Explicitly raising such issues in the midst of routine
operational activity will have a significant impact on our personnel as they
realize it is a shared expectation that the profession is part of what it is to
be a member of our Navy. And no one is in a better position to do so than
leaders at all levels. Leaders engaging leaders ... this is the key.
Making professional identity, ethics and the Navy ethos an
integral part of Navy life will do far more to encourage and embed professional
identity than any number of PowerPoint presentations by leadership experts.
If I could go back in time to my days as a platoon
commander, or executive officer, and I knew then what I know now, I would
ensure that time was routinely scheduled for discussions and reflections on the
profession of arms, leadership and ethics.

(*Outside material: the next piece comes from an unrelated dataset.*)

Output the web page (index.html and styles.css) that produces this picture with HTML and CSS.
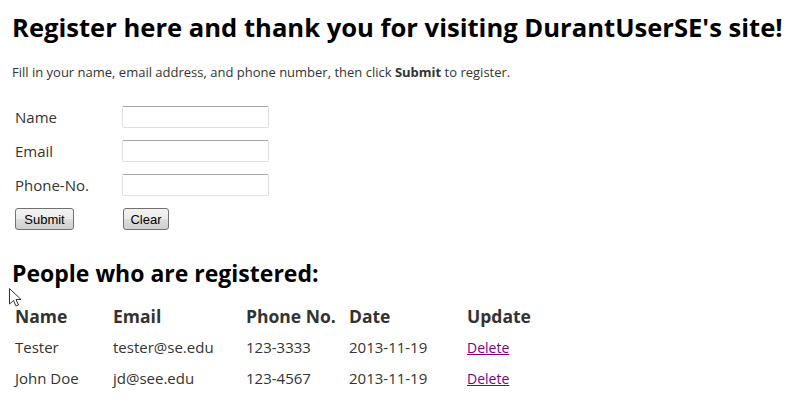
FILE: index.html
```html
<!DOCTYPE html>
<html>
<head>
    <title>Register</title>
    <link rel="stylesheet" href="styles.css">
</head>
<body>
    <h1>Register here and thank you for visiting DurantUserSE's site!</h1>
    <p class="intro">Fill in your name, email address, and phone number, then click <b>Submit</b> to register.</p>

    <!-- the registration form -->
    <form class="register">
        <table class="form-table">
            <tr>
                <td class="label">Name</td>
                <td><input type="text" class="field"></td>
            </tr>
            <tr>
                <td class="label">Email</td>
                <td><input type="text" class="field"></td>
            </tr>
            <tr>
                <td class="label">Phone-No.</td>
                <td><input type="text" class="field"></td>
            </tr>
            <tr>
                <td class="label"><button type="button" class="btn btn-submit">Submit</button></td>
                <td><button type="reset" class="btn btn-clear">Clear</button></td>
            </tr>
        </table>
    </form>

    <!-- the list of registered people -->
    <h2>People who are registered:</h2>
    <table class="people">
        <tr>
            <th class="c-name">Name</th>
            <th class="c-email">Email</th>
            <th class="c-phone">Phone No.</th>
            <th class="c-date">Date</th>
            <th>Update</th>
        </tr>
        <tr>
            <td>Tester</td>
            <td>tester@se.edu</td>
            <td>123-3333</td>
            <td>2013-11-19</td>
            <td><a href="#">Delete</a></td>
        </tr>
        <tr>
            <td>John Doe</td>
            <td>jd@see.edu</td>
            <td>123-4567</td>
            <td>2013-11-19</td>
            <td><a href="#">Delete</a></td>
        </tr>
    </table>

    <!-- mouse pointer left in the screenshot -->
    <svg class="pointer" width="14" height="20" viewBox="0 0 14 20">
        <path d="M0.5 0.5 V16 L4.5 12.5 L7 18 L9.5 17 L7 11.5 L12 11.5 Z" fill="#fff" stroke="#333" stroke-width="1" stroke-linejoin="round"/>
    </svg>
</body>
</html>
```

FILE: styles.css
```css
/* page */
body {
    font-family: "Open Sans", "Noto Sans", sans-serif;
    color: #333;
    margin: 0 12px;
}

h1 {
    font-size: 25.6px;
    color: #000;
    margin: 11px 0 0;
    line-height: 34px;
    white-space: nowrap;
}

.intro {
    font-size: 13px;
    margin: 18px 0 0;
    line-height: 18px;
}

/* the form */
.register {
    margin-top: 19px;
}
.form-table {
    border-spacing: 2px 0;
}
.form-table td {
    padding: 0 1px;
    height: 34px;
}
.form-table .label {
    width: 104px;
    font-size: 15px;
}
.field {
    width: 147px;
    height: 22px;
    box-sizing: border-box;
    border: 1px solid #dde1e7;
    border-top-color: #a5a5a5;
    border-radius: 2px;
    margin: 0 0 0 -1px;
    display: block;
}
.btn {
    font-family: "Liberation Sans", Arial, sans-serif;
    font-size: 13px;
    color: #000;
    height: 22px;
    padding: 0;
    border: 1px solid #707070;
    border-radius: 3px;
    background: linear-gradient(#f2f2f2 0%, #ebebeb 50%, #dddddd 51%, #cfcfcf 100%);
    display: block;
}
.btn-submit { width: 59px; }
.btn-clear { width: 46px; }

/* the table of people */
h2 {
    font-size: 23px;
    color: #000;
    margin: 22px 0 0;
    line-height: 30px;
}
.people {
    margin-top: 13px;
    border-spacing: 2px 0;
}
.people th {
    text-align: left;
    font-size: 17.5px;
    height: 30px;
    padding: 0 1px;
}
.people td {
    font-size: 15px;
    height: 31px;
    padding: 0 1px;
}
.c-name { width: 94px; }
.c-email { width: 129px; }
.c-phone { width: 99px; }
.c-date { width: 114px; }

a {
    color: #800080;
    font-size: 14px;
}

.pointer {
    position: absolute;
    left: 9px;
    top: 288px;
}
```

Since I can't go back in time, I'm trying to do the next
best thing, and that's driving these discussions in my engagements at the
college, at the Naval Leadership and Ethic Center, and at the Senior Enlisted
Academy.
As you return to your command, I ask that you too drive
these discussions every chance you get, and help get leaders engaging leaders
in development efforts across the force.
So these are my two key discoveries since reporting to the
NWC; the operational imperative of seeing ourselves as a profession, and the
critical role of leaders in leader development. As I look to the future, I
believe we need to acknowledge that there is an operational necessity for the
Navy to recognize the tension between bureaucracy and profession in our Navy,
and to deliberately choose to view ourselves as members of a profession.
We also need to recognize the critical role of leaders
engaging leaders in our development efforts and to recognize that explicit
attention to issues of leader development and ethics are vital and important
aspects of leaders' responsibilities at every level and rank.
As stewards of the maritime profession of arms, we must
return to our assignments across the Navy with a renewed commitment to engender
the trust necessary to fight and win in today's operational environment through
the professional development of our people.